WHAT IS EXPECTED:
Can you find the lines of the listing that include "components" and copy every one?

DATASET SECTION:
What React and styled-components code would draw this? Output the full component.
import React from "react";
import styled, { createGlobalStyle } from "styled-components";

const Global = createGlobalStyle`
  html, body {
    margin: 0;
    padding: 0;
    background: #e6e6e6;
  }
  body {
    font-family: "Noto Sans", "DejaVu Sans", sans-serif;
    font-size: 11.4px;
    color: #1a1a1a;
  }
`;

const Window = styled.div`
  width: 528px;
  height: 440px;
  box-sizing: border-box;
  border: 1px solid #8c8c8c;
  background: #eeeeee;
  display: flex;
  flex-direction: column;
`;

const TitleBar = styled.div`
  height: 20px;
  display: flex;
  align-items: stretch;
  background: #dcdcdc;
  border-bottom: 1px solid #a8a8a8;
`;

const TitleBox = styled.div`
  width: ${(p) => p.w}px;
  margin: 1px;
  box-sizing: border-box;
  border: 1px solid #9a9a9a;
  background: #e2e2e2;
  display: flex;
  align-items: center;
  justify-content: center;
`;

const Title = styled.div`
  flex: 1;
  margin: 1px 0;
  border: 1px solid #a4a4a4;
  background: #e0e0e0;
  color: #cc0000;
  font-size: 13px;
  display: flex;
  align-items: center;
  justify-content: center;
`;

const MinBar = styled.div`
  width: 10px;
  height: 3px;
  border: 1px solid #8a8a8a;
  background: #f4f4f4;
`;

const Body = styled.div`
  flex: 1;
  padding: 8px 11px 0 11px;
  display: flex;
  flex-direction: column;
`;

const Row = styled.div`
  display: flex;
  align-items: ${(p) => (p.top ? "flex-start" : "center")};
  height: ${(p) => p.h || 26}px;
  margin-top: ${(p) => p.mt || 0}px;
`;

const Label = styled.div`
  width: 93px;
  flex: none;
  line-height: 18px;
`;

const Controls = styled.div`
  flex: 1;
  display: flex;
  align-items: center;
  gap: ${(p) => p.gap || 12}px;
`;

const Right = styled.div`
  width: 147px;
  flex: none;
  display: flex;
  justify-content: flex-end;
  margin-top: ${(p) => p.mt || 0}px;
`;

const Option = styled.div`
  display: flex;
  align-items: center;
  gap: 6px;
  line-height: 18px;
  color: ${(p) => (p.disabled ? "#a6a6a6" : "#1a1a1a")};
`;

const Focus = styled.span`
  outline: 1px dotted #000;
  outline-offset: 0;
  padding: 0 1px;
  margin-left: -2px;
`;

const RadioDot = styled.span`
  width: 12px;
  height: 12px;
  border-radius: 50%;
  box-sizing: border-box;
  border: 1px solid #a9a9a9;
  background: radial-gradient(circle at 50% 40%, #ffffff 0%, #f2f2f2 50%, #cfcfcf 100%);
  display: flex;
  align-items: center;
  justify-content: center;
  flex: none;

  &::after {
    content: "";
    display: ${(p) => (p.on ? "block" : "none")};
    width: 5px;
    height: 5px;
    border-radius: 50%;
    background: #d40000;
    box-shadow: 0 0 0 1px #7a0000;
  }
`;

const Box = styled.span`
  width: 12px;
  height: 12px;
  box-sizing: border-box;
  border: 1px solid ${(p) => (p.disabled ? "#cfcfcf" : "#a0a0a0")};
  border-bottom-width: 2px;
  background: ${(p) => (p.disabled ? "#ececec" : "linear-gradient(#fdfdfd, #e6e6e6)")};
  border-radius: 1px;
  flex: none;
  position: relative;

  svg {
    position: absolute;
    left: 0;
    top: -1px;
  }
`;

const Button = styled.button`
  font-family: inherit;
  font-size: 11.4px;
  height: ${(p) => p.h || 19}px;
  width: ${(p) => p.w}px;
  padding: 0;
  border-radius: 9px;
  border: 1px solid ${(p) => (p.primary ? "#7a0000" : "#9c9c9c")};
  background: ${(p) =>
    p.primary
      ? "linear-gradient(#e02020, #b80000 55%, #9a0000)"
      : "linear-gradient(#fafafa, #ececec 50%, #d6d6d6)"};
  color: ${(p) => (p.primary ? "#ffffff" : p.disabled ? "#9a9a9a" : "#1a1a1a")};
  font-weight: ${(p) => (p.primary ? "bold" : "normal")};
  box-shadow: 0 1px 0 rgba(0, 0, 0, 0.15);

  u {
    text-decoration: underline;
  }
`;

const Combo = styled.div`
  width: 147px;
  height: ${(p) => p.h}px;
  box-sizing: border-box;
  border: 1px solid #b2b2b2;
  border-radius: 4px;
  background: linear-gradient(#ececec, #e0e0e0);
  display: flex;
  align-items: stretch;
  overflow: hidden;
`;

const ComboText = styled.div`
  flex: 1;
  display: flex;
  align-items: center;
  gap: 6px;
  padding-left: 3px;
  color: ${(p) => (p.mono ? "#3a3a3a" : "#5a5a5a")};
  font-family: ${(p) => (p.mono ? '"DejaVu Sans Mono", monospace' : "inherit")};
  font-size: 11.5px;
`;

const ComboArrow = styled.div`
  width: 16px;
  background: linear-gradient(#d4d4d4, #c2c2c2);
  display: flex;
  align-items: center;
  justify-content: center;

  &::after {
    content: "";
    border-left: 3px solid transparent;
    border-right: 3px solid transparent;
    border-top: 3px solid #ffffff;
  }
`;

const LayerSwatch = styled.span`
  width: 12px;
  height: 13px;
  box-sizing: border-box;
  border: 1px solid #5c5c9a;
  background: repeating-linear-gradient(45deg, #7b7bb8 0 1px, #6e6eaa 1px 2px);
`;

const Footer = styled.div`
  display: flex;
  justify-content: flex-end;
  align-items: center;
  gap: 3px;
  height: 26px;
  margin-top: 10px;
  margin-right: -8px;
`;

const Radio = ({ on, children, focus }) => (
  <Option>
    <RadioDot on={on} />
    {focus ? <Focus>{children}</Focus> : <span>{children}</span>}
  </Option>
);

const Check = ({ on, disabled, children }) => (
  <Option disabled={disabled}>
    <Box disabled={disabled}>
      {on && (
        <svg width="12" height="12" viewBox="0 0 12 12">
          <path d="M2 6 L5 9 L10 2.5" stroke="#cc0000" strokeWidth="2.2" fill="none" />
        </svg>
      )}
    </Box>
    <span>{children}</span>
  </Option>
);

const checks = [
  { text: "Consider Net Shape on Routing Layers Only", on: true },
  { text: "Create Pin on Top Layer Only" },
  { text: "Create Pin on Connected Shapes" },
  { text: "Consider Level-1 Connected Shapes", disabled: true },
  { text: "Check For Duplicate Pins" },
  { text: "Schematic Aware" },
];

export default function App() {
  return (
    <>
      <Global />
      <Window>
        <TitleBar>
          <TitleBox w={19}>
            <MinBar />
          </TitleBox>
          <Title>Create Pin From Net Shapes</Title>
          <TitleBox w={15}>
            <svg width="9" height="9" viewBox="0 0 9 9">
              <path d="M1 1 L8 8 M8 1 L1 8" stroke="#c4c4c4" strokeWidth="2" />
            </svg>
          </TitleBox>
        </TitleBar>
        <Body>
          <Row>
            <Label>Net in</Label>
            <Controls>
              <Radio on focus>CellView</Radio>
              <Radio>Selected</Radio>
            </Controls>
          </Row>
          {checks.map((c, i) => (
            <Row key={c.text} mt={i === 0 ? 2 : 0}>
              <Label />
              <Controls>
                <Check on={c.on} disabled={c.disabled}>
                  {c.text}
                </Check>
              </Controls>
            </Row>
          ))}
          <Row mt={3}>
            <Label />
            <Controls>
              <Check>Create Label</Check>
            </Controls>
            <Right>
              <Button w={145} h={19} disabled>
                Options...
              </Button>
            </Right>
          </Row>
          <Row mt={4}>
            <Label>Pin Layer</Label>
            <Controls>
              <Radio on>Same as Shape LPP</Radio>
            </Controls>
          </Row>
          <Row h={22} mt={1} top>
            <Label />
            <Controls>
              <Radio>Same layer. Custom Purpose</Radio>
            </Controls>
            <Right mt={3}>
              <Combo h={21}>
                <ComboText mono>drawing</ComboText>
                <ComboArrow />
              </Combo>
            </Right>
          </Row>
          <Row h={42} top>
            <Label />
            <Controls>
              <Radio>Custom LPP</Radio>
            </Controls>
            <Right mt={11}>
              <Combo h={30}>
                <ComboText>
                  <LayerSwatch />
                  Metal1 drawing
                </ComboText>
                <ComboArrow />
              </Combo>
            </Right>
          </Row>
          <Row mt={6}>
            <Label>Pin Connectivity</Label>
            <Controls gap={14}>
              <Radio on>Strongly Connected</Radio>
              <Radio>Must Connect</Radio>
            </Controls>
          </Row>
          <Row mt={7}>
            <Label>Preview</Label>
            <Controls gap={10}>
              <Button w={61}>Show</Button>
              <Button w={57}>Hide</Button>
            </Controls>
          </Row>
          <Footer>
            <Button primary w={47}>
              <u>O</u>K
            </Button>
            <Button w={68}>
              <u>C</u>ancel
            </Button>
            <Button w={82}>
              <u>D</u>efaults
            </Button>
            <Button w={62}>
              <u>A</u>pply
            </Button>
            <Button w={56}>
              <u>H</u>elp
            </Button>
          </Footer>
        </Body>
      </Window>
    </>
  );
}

TASK RESPONSE:
What React and styled-components code would draw this? Output the full component.
import styled, { createGlobalStyle } from "styled-components";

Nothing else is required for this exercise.